Ross is quick to emphasize the importance of critics on a show, but thinks 'Spider-Man' is a unique case. "Theatre critics and reviews are incredibly vital to the importance and survival of theatre, but specifically for a show like 'Spider-Man,' it won't matter as much because I don't think people are going to flock to it because a critic loved it or hated it. I don't know if it sways it either way. For a show like this, word of mouth is going to be the most important factor.
"It doesn't follow a formula that critics would be applauding. It's an entertainment event. It's not the next great American musical. If you go thinking that you're going to see Chekhov, Shakespeare or Sondheim, then you're seeing the wrong show. But if you're going to see a big, bombastic spectacle, then you'll be in for a treat."
For some critics, the reviews can be as much a point of improvement as a critical lambasting. "At least they have the opportunity now to get some feedback and if they do manage to fix some of the problems critics have pointed out, they can turn the story around and be the underdogs and come from behind," says Feldman. "It's in a rough position, but the good news for them is that on March 15, they can say, 'We told you we weren't ready.'" Many critics noted that they will return on the show's opening night to augment or rewrite their original review if necessary.
While producers have yet to announce any major changes to the show before its official opening next month, the group has hired a marketing firm to offer $60 goodie bags in exchange for participant opinions about either the first or second act of the musical. Rick Miramontez, spokesman for the musical, told the New York Daily News this week, "This pile-on by critics is a huge disappointment. Changes are still being made and any review that runs before the show is frozen is totally invalid."
"Things that seem insignificant in the book and dialogue can have a strong and important effect on the overall quality of the show and how it registers with audiences," says Feldman.
"The biggest question now that the reviews are out is if they're actually going to make changes to the show," says Diamond. "Most producers don't have the benefit of getting across-the-board critical reviews while they still have time to make changes to the show. No show has had that many bad reviews and gone on to have a long run, but no show has been a $65 million production about a spider."
"Spider-Man" has been beset with a myriad of problems since conception, with staff deaths, cast injuries, production delays, set redesigns and cast walkouts all adding to the drama. Initial readings for the musical were held in 2007, with Feb. 18, 2010 set as the show's anticipated opening night. In 2009, the show found itself $25 million in debt when Michael Cohl, a noted concert promoter and former president of touring company Live Nation, stepped in as producer and raised the necessary funds.

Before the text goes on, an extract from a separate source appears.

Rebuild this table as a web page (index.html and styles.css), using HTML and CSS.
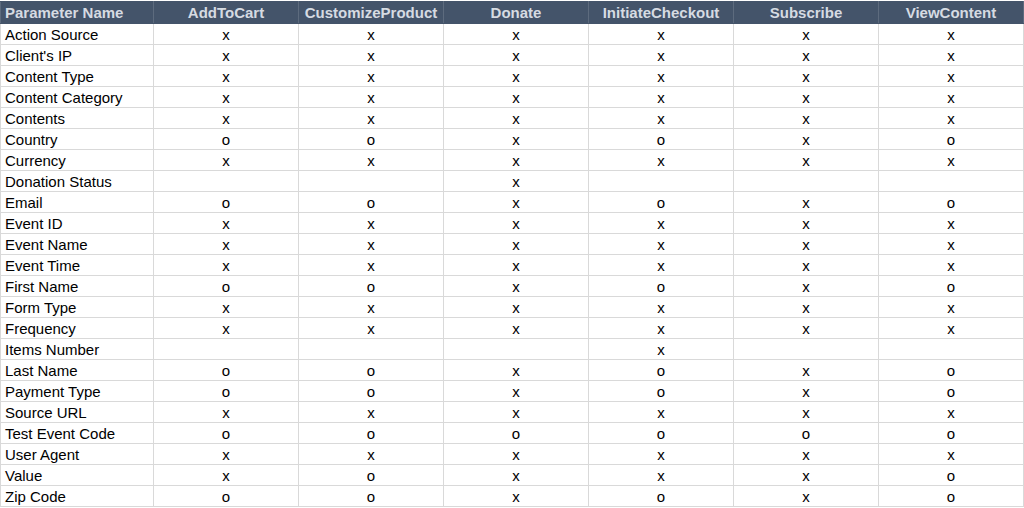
FILE: index.html
```html
<!DOCTYPE html>
<html>
<head>
<meta charset="utf-8">
<link rel="stylesheet" href="styles.css">
</head>
<body>
<table class="grid">
  <colgroup>
    <col class="c-name">
    <col class="c-ev"><col class="c-ev"><col class="c-ev"><col class="c-ev"><col class="c-ev"><col class="c-ev">
  </colgroup>
  <thead>
    <tr>
      <th class="left">Parameter Name</th>
      <th>AddToCart</th>
      <th>CustomizeProduct</th>
      <th>Donate</th>
      <th>InitiateCheckout</th>
      <th>Subscribe</th>
      <th>ViewContent</th>
    </tr>
  </thead>
  <tbody>
    <tr><td class="left">Action Source</td><td>x</td><td>x</td><td>x</td><td>x</td><td>x</td><td>x</td></tr>
    <tr><td class="left">Client's IP</td><td>x</td><td>x</td><td>x</td><td>x</td><td>x</td><td>x</td></tr>
    <tr><td class="left">Content Type</td><td>x</td><td>x</td><td>x</td><td>x</td><td>x</td><td>x</td></tr>
    <tr><td class="left">Content Category</td><td>x</td><td>x</td><td>x</td><td>x</td><td>x</td><td>x</td></tr>
    <tr><td class="left">Contents</td><td>x</td><td>x</td><td>x</td><td>x</td><td>x</td><td>x</td></tr>
    <tr><td class="left">Country</td><td>o</td><td>o</td><td>x</td><td>o</td><td>x</td><td>o</td></tr>
    <tr><td class="left">Currency</td><td>x</td><td>x</td><td>x</td><td>x</td><td>x</td><td>x</td></tr>
    <tr><td class="left">Donation Status</td><td></td><td></td><td>x</td><td></td><td></td><td></td></tr>
    <tr><td class="left">Email</td><td>o</td><td>o</td><td>x</td><td>o</td><td>x</td><td>o</td></tr>
    <tr><td class="left">Event ID</td><td>x</td><td>x</td><td>x</td><td>x</td><td>x</td><td>x</td></tr>
    <tr><td class="left">Event Name</td><td>x</td><td>x</td><td>x</td><td>x</td><td>x</td><td>x</td></tr>
    <tr><td class="left">Event Time</td><td>x</td><td>x</td><td>x</td><td>x</td><td>x</td><td>x</td></tr>
    <tr><td class="left">First Name</td><td>o</td><td>o</td><td>x</td><td>o</td><td>x</td><td>o</td></tr>
    <tr><td class="left">Form Type</td><td>x</td><td>x</td><td>x</td><td>x</td><td>x</td><td>x</td></tr>
    <tr><td class="left">Frequency</td><td>x</td><td>x</td><td>x</td><td>x</td><td>x</td><td>x</td></tr>
    <tr><td class="left">Items Number</td><td></td><td></td><td></td><td>x</td><td></td><td></td></tr>
    <tr><td class="left">Last Name</td><td>o</td><td>o</td><td>x</td><td>o</td><td>x</td><td>o</td></tr>
    <tr><td class="left">Payment Type</td><td>o</td><td>o</td><td>x</td><td>o</td><td>x</td><td>o</td></tr>
    <tr><td class="left">Source URL</td><td>x</td><td>x</td><td>x</td><td>x</td><td>x</td><td>x</td></tr>
    <tr><td class="left">Test Event Code</td><td>o</td><td>o</td><td>o</td><td>o</td><td>o</td><td>o</td></tr>
    <tr><td class="left">User Agent</td><td>x</td><td>x</td><td>x</td><td>x</td><td>x</td><td>x</td></tr>
    <tr><td class="left">Value</td><td>x</td><td>o</td><td>x</td><td>x</td><td>x</td><td>o</td></tr>
    <tr><td class="left">Zip Code</td><td>o</td><td>o</td><td>x</td><td>o</td><td>x</td><td>o</td></tr>
  </tbody>
</table>
</body>
</html>
```
FILE: styles.css
```css
html, body {
  margin: 0;
  padding: 0;
  background: #ffffff;
}
body {
  padding-top: 1px;
  font-family: "Liberation Sans", Arial, sans-serif;
  font-size: 15px;
  color: #000000;
}
.grid {
  border-collapse: collapse;
  table-layout: fixed;
  width: 1023px;
}
.c-name { width: 153px; }
.c-ev { width: 145px; }
.grid th,
.grid td {
  padding: 0;
  text-align: center;
  vertical-align: middle;
  white-space: nowrap;
  overflow: hidden;
}
.grid th {
  height: 21px;
  background: #44546a;
  color: #d6dbe2;
  font-weight: bold;
  border: 1px solid #44546a;
  border-left-color: #5d6b7e;
  border-right-color: #5d6b7e;
  line-height: 20px;
}
.grid td {
  height: 18px;
  line-height: 18px;
  padding-top: 2px;
  border: 1px solid #d9d9d9;
}
.grid .left {
  text-align: left;
  padding-left: 4px;
}
```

Now the question is if the people behind the show can reclaim the story back from the press and public opinion. "It changes the narrative surrounding the show," notes Feldman. "It started off with a great narrative – Spider-Man! Bono! Julie Taymor! – then the story changed to, 'Ooh, trouble. Finance falling through and show plagued by injuries.' The narrative that everyone agrees that it's really bad is a tough one to get over. Do I think it's necessarily a killer? No. Especially if the show gets better and the reviews improve even marginally, they can spin that. I wouldn't count 'Spider-Man' out yet. The people involved in it are very talented."
Ross, for one, remains optimistic for the show's success, comparing the show to another bank-breaking, yet eventually successful, commercial endeavor. "Reviews aside, the show has a lot going for it: A worldwide recognized brand, the heads of one of the most successful rock bands of all time and one of our most inventive directors. It's like 'Avatar.' When they kept sinking millions and millions of dollars in a process that took years and years, people thought James Cameron was nuts and then it opened and walked away with a billion dollars."
Whether the same fate will befall 'Spider-Man' remains to be seen.